Risikopräferenzen und prosoziales Verhalten – Experimentelle Evidenz aus pandemischen Zeiten
Sind wir bereit, unsere Kontakte zu reduzieren, um das Infektionsrisiko mit Covid-19 zu vermindern? Das ist eine Frage, die uns in der Pandemie begleitete. Wir sind unentwegt mit Situationen konfrontiert, in denen wir das Risiko für unsere eigene Gesundheit abwägen müssen. Unsere Risikoentscheidungen betreffen dabei jedoch nicht nur die eigene Person, sondern können weitreichende Folgen für die Gesundheit anderer haben. Die Folgen der Risikoabwägungen haben demnach auch eine prosoziale Komponente. Beim Treffen mit anderen Menschen, beispielsweise, wird nicht nur riskiert, sich selbst anzustecken, sondern auch die Person zu sein, die andere ansteckt. Ein sich dadurch verstärkendes Infektionsgeschehen stellt zusätzlich eine Belastung des Gesundheitssystems dar.

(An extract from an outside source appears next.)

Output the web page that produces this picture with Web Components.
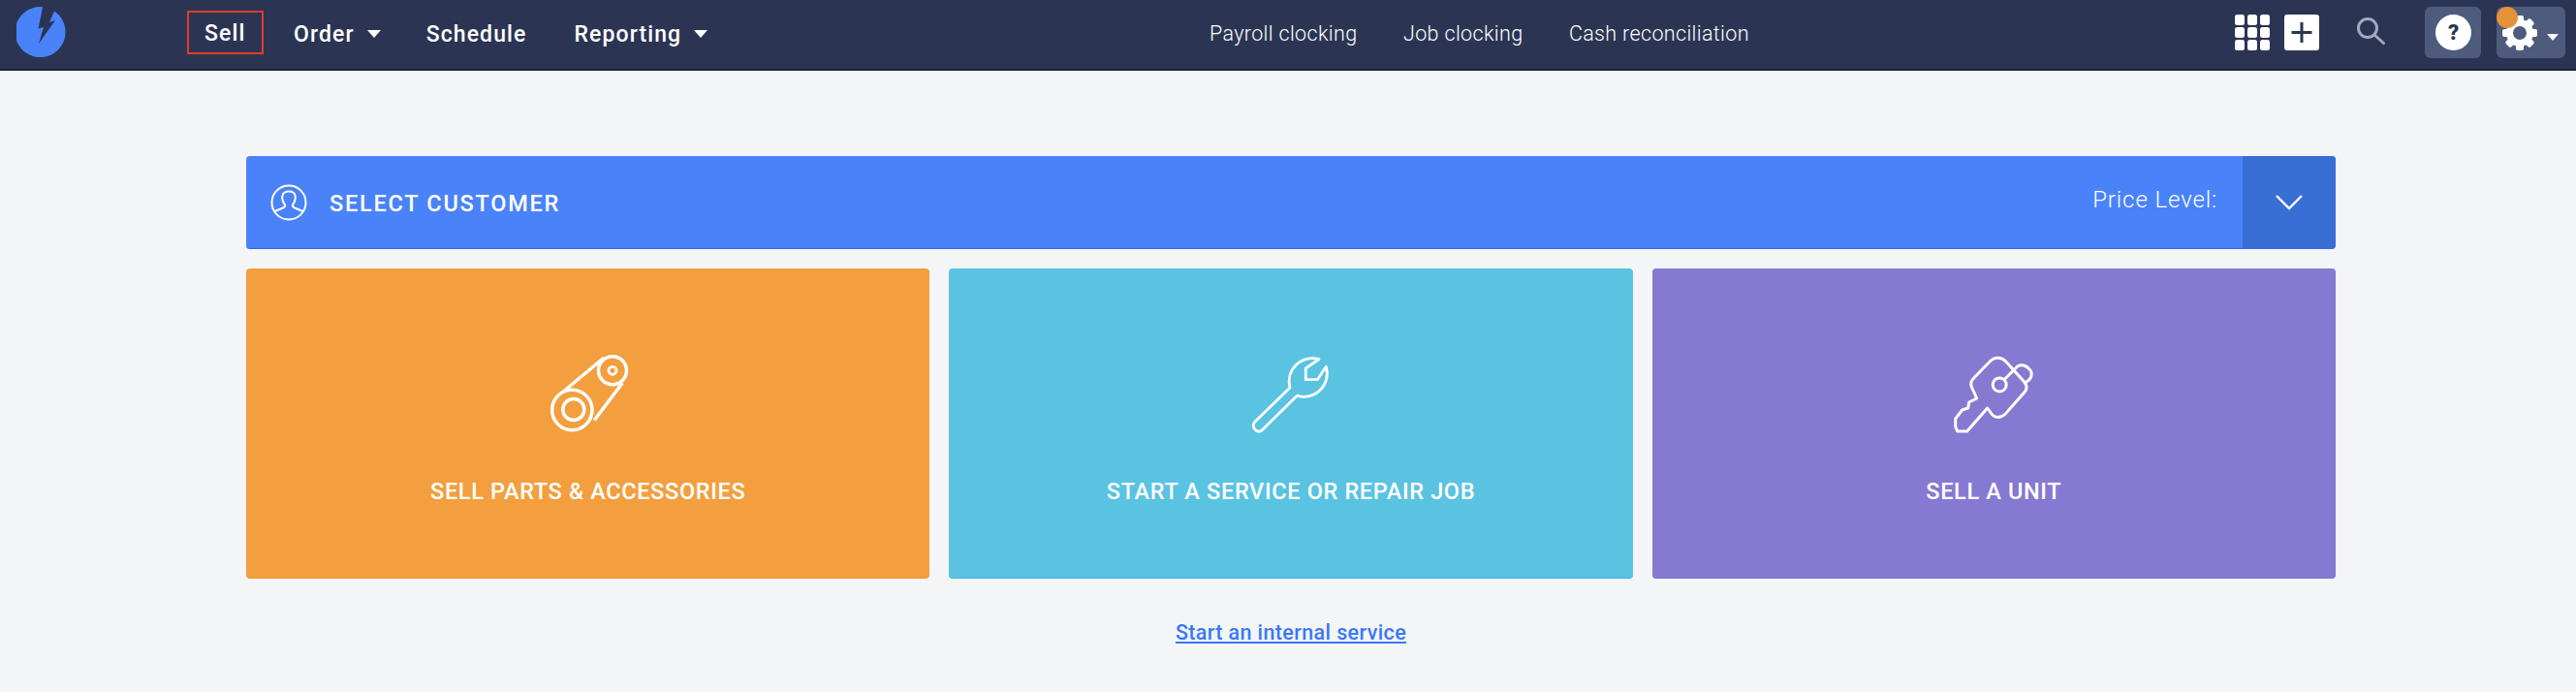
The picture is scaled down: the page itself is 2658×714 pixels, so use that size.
<!DOCTYPE html>
<html><head><meta charset="utf-8">
<style>
html,body{margin:0;padding:0;background:#f4f5f7;}
body{font-family:Roboto,"Liberation Sans",sans-serif;width:2658px;height:714px;overflow:hidden;}
app-page{display:block}
</style></head>
<body>
<template id="t-header">
<style>
:host{display:grid;grid-template-columns:1248px auto 1fr;align-items:center;padding-bottom:4px;background:#2b3553;border-bottom:2px solid #1b2340;box-sizing:border-box;height:73px;color:#fff;}
.left{display:flex;align-items:center}
.logo{margin-left:17px;width:53px;height:53px;flex:none;display:block}
.main{display:flex;align-items:center;margin-left:123px;}
.center{display:flex;align-items:center;gap:47.5px;padding-top:1px}
.right{display:flex;align-items:center;justify-content:flex-end;padding-right:11px}
.sq{display:block;flex:none}
.btn{background:#4e5b7c;border-radius:6px;height:53px;display:flex;align-items:center;box-sizing:border-box;position:relative;}
.dot{position:absolute;left:0;top:0;width:22px;height:22px;border-radius:50%;background:#e49339;}
</style>
<div class="left">
<svg class="logo" viewBox="0 0 53 53"><path fill="#4a83f9" d="M27 .2A26 26 0 1 0 39 4.500L34 16L40 14L23 38L28 21L22.500 22.500Z"/></svg>
<nav class="main"><slot name="main"></slot></nav>
</div>
<nav class="center"><slot name="center"></slot></nav>
<div class="right">
<svg class="sq" width="36" height="37" viewBox="0 0 36 37" fill="#fff" style="margin-right:15px"><rect x="0" y="0" width="10" height="11" rx="2.5"/><rect x="13" y="0" width="10" height="11" rx="2.5"/><rect x="26" y="0" width="10" height="11" rx="2.5"/><rect x="0" y="13" width="10" height="11" rx="2.5"/><rect x="13" y="13" width="10" height="11" rx="2.5"/><rect x="26" y="13" width="10" height="11" rx="2.5"/><rect x="0" y="26" width="10" height="11" rx="2.5"/><rect x="13" y="26" width="10" height="11" rx="2.5"/><rect x="26" y="26" width="10" height="11" rx="2.5"/></svg>
<svg class="sq" width="36" height="37" viewBox="0 0 36 37" style="margin-right:39px"><rect width="36" height="37" rx="3" fill="#fff"/><path d="M18 8v21M7.500 18.500h21" stroke="#2b3553" stroke-width="3" fill="none"/></svg>
<svg class="sq" width="29" height="28" viewBox="0 0 29 28" fill="none" stroke="#a4aabb" stroke-width="3" style="margin-right:41px;margin-top:-4px"><circle cx="11" cy="11" r="9.500"/><path d="M18 18L27.500 26.500" stroke-linecap="round"/></svg>
<div class="btn" style="width:58px;margin-right:16px;justify-content:center"><svg width="37" height="37" viewBox="0 0 37 37"><circle cx="18.500" cy="18.500" r="18.500" fill="#fff"/><text x="18.500" y="26" font-family="Roboto,sans-serif" font-weight="900" font-size="22" text-anchor="middle" fill="#2b3553">?</text></svg></div>
<div class="btn" style="width:71px;padding-left:5px">
<svg width="38" height="38" viewBox="0 0 38 38"><g transform="translate(19 19)"><circle r="10.500" fill="none" stroke="#fff" stroke-width="7"/><g fill="#fff"><rect x="-4" y="-18" width="8" height="8" rx="2"/><rect x="-4" y="-18" width="8" height="8" rx="2" transform="rotate(45)"/><rect x="-4" y="-18" width="8" height="8" rx="2" transform="rotate(90)"/><rect x="-4" y="-18" width="8" height="8" rx="2" transform="rotate(135)"/><rect x="-4" y="-18" width="8" height="8" rx="2" transform="rotate(180)"/><rect x="-4" y="-18" width="8" height="8" rx="2" transform="rotate(225)"/><rect x="-4" y="-18" width="8" height="8" rx="2" transform="rotate(270)"/><rect x="-4" y="-18" width="8" height="8" rx="2" transform="rotate(315)"/></g></g></svg>
<svg width="12" height="7" viewBox="0 0 12 7" style="margin-left:9px;margin-top:9px"><path d="M0 0h12L6 7z" fill="#fff"/></svg>
<span class="dot"></span></div>
</div>
</template>

<template id="t-nav">
<style>
:host{display:flex;align-items:center;font-size:23px;font-weight:500;color:#fff;height:45px;white-space:nowrap;letter-spacing:1.1px;box-sizing:border-box;padding-top:3px}
:host([boxed]){border:2px solid #e03c27;padding:1px 0 0 16px;width:79px;}
svg{margin-left:13px;margin-top:0;}
</style>
<slot></slot><svg width="14" height="8" viewBox="0 0 14 8" part="caret"><path d="M0 0h14L7 8z" fill="#fff"/></svg>
</template>

<template id="t-sub">
<style>:host{display:block;font-size:21.5px;font-weight:300;color:#fff;white-space:nowrap;letter-spacing:.35px;}</style><slot></slot>
</template>

<template id="t-bar">
<style>
:host{display:flex;align-items:center;height:96px;background:#4a83f9;border-radius:4px;border-bottom:1px solid #2a6cf0;box-sizing:border-box;color:#fff;overflow:hidden;}
svg.u{margin-left:25px;flex:none}
.t{margin-left:23px;font-size:23.5px;font-weight:500;letter-spacing:1.75px;margin-top:2px}
.p{margin-left:auto;font-size:24px;font-weight:300;letter-spacing:.9px;margin-top:-5px}
.d{margin-left:26px;width:96px;align-self:stretch;background:#396ed4;display:flex;align-items:center;justify-content:center}
</style>
<svg class="u" width="38" height="38" viewBox="0 0 38 38" fill="none" stroke="#fff" stroke-width="2"><circle cx="19" cy="19" r="17.500"/><path d="M4.500 28 L13 24.500 C15 23.500 15.500 22.500 15 21 C13 19 11.500 14.500 12.500 11.500 C13.500 8 16.500 7.500 19 7.500 C21.500 7.500 24.500 8 25.500 11.500 C26.500 14.500 25 19 23 21 C22.500 22.500 23 23.500 25 24.500 L33.500 28"/></svg>
<span class="t"><slot name="title"></slot></span>
<span class="p"><slot name="price"></slot></span>
<div class="d"><svg width="30" height="20" viewBox="0 0 30 20" fill="none" stroke="#fff" stroke-width="2.400"><path d="M2 3l13 13L28 3"/></svg></div>
</template>

<template id="t-card">
<style>
:host{display:flex;flex-direction:column;align-items:center;height:320px;border-radius:4px;box-sizing:border-box;color:#fff;background:var(--c);border-bottom:1px solid var(--b);}
.i{height:110px;margin-top:73px;display:flex;align-items:center;justify-content:center}
.l{margin-top:33px;font-size:23.5px;font-weight:500;letter-spacing:.65px;white-space:nowrap}
</style>
<div class="i"><slot name="icon"></slot></div>
<div class="l"><slot></slot></div>
</template>

<template id="t-page">
<style>
:host{display:block}
main{display:flex;flex-direction:column;width:2156px;margin:88px 0 0 254px;}
.cards{display:grid;grid-template-columns:1fr 1fr 1fr;gap:20px;margin-top:20px}
.link{align-self:center;margin-top:43px;font-size:21.5px;font-weight:500;color:#3a78f7;text-decoration:underline;letter-spacing:.38px;}
</style>
<slot name="header"></slot>
<main>
<slot name="bar"></slot>
<div class="cards"><slot name="cards"></slot></div>
<a class="link" href="#" onclick="return false">Start an internal service</a>
</main>
</template>

<app-page>
<app-header slot="header">
<nav-item slot="main" boxed>Sell</nav-item>
<nav-item slot="main" caret style="margin-left:31px">Order</nav-item>
<nav-item slot="main" style="margin-left:47px">Schedule</nav-item>
<nav-item slot="main" caret style="margin-left:49px">Reporting</nav-item>
<sub-item slot="center">Payroll clocking</sub-item>
<sub-item slot="center">Job clocking</sub-item>
<sub-item slot="center">Cash reconciliation</sub-item>
</app-header>
<customer-bar slot="bar"><span slot="title">SELECT CUSTOMER</span><span slot="price">Price Level:</span></customer-bar>
<action-card slot="cards" style="--c:#f39f3f;--b:#ee9530">
<svg slot="icon" width="140" height="110" viewBox="-3.300 0 140 110" fill="none" stroke="#fff" stroke-width="3.500"><circle cx="50" cy="73" r="20.700"/><circle cx="51.500" cy="72.500" r="11"/><circle cx="91.700" cy="32.300" r="14.500"/><circle cx="91.700" cy="32.300" r="4" stroke-width="2.800"/><path d="M41 54L83 19M73 83.500L102 45"/></svg>
SELL PARTS &amp; ACCESSORIES</action-card>
<action-card slot="cards" style="--c:#5ac3e2;--b:#35b5dc">
<svg slot="icon" width="140" height="110" viewBox="2 0 140 110" fill="none" stroke="#fff" stroke-width="2.800" stroke-linejoin="round"><path d="M101 20.700A24 24 0 0 0 71 50L35 85C32 88 33 92 36 94C38 96 41 95 42 94L78.300 58.300A24 24 0 0 0 108.300 28.300L99.300 41.700H87.300V30Z"/></svg>
START A SERVICE OR REPAIR JOB</action-card>
<action-card slot="cards" style="--c:#8679d2;--b:#7a6ccb">
<svg slot="icon" width="140" height="110" viewBox="-2.700 0 140 110" fill="none" stroke="#fff" stroke-width="3" stroke-linejoin="round"><path d="M45 50C43 46 44 43 47 40L63 23.500C68 18 75 18 80 23L99 44C102 48 102 52 99 55L83 73C78 80 71 83 66 78L61 71L40 95H30L28 90V82L35 73L41 71L42 65L50 61Z"/><circle cx="73.500" cy="47" r="7"/><path d="M78 42L92 28C97 25 103 28 106 33C108 38 105 42 100 45"/></svg>
SELL A UNIT</action-card>
</app-page>
<script>
function tpl(id){return document.getElementById(id).content.cloneNode(true)}
class Base extends HTMLElement{constructor(){super();this.attachShadow({mode:'open'}).appendChild(tpl(this.constructor.tid));}}
class AppPage extends Base{static tid='t-page'}
class AppHeader extends Base{static tid='t-header'}
class NavItem extends Base{static tid='t-nav';connectedCallback(){if(!this.hasAttribute('caret'))this.shadowRoot.querySelector('svg').style.display='none'}}
class SubItem extends Base{static tid='t-sub'}
class CustomerBar extends Base{static tid='t-bar'}
class ActionCard extends Base{static tid='t-card'}
customElements.define('app-page',AppPage);
customElements.define('app-header',AppHeader);
customElements.define('nav-item',NavItem);
customElements.define('sub-item',SubItem);
customElements.define('customer-bar',CustomerBar);
customElements.define('action-card',ActionCard);
</script>
</body></html>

Das Zusammenspiel zwischen Risikopräferenzen und prosozialem Verhalten haben Forschende des HCHE mit Hilfe eines Befragungsexperiments im Rahmen der European COvid Survey (ECOS) untersucht. Die Teilnehmenden der Studie wurden in einer abstrakten Entscheidungssituation gebeten, Kosten und Nutzen von risikobehafteten Entscheidungen abzuwägen. Konkret wurden sie gefragt, wie viele Personen sie treffen möchten, wenn jedes Treffen mit einem persönlichen Nutzen für sie verbunden ist. Je mehr Personen sie treffen würden, desto größer wäre der potenzielle Nutzen. Auf der anderen Seite stieg aber mit jeder getroffenen Person gleichzeitig auch das Risiko, sich zu infizieren und damit den Nutzen wieder zu verlieren. Bei dieser Risikoabwägung hatte die eigene Entscheidung zunächst nur Auswirkungen auf die eigene Person. In einer zweiten Entscheidung wurden die Teilnehmenden gebeten, eine erneute Risikoabwägung zu treffen. Dieses Mal war mit einem Treffen nicht nur das eigene Infektionsrisiko verbunden, sondern auch das Risiko, Kosten für das Gesundheitssystem und damit für die Gemeinschaft zu verursachen.
Mittelpunkt der Studie war es zu untersuchen, wie sich die Entscheidungen der Teilnehmenden ändern, wenn die Konsequenzen nicht nur sie selbst, sondern auch die Gemeinschaft betreffen. Unterscheiden sich die Risikoabwägungen, wenn sie Folgen für die Gemeinschaft haben können? Die Forschenden konnten beobachten, dass die Teilnehmenden die Konsequenzen einer Infektion sehr genau abgewogen haben. Sie waren nur bereit sehr wenige Menschen zu treffen und zeigten damit ein hohes Maß an Risikoaversion. Die Teilnehmenden verstärkten ihre Risikoaversion, wenn negative Auswirkungen auf die Gemeinschaft auf dem Spiel standen. Dieses Muster ist in allen befragten sieben europäischen Ländern zu finden. Die Studie gibt Aufschluss über Motive, die bei Risikoabwägungen in der Pandemie eine Rolle spielen. Dies kann insbesondere bei der Kommunikation von Maßnahmen zur Eindämmung der Pandemie hilfreich sein.
Bei der Befragung haben die Forschenden des HCHE berücksichtigt, dass sich Menschen in realen Entscheidungssituationen anders verhalten, als wenn ihre Entscheidungen lediglich hypothetische Konsequenzen hätten. Daher waren die Risikoabwägungen im Experiment nicht nur rein gedanklich, sondern hatten monetäre Konsequenzen. Nutzen und Kosten wurden in Geldeinheiten umgerechnet und der resultierende Betrag wurde den Teilnehmenden ausgezahlt. Die Kosten für die Gemeinschaft wurden im Experiment dadurch simuliert, dass eine Spende an die COVAX-Initiative von UNICEF in Höhe von 0,50€ je Teilnehmenden auf dem Spiel stand. Auf Grund ihrer Entscheidungen haben 2.845 Teilnehmende jeweils eine Spende ermöglicht. Insgesamt kam somit eine Spende in Höhe von 1.422,50€ an UNICEF zustande.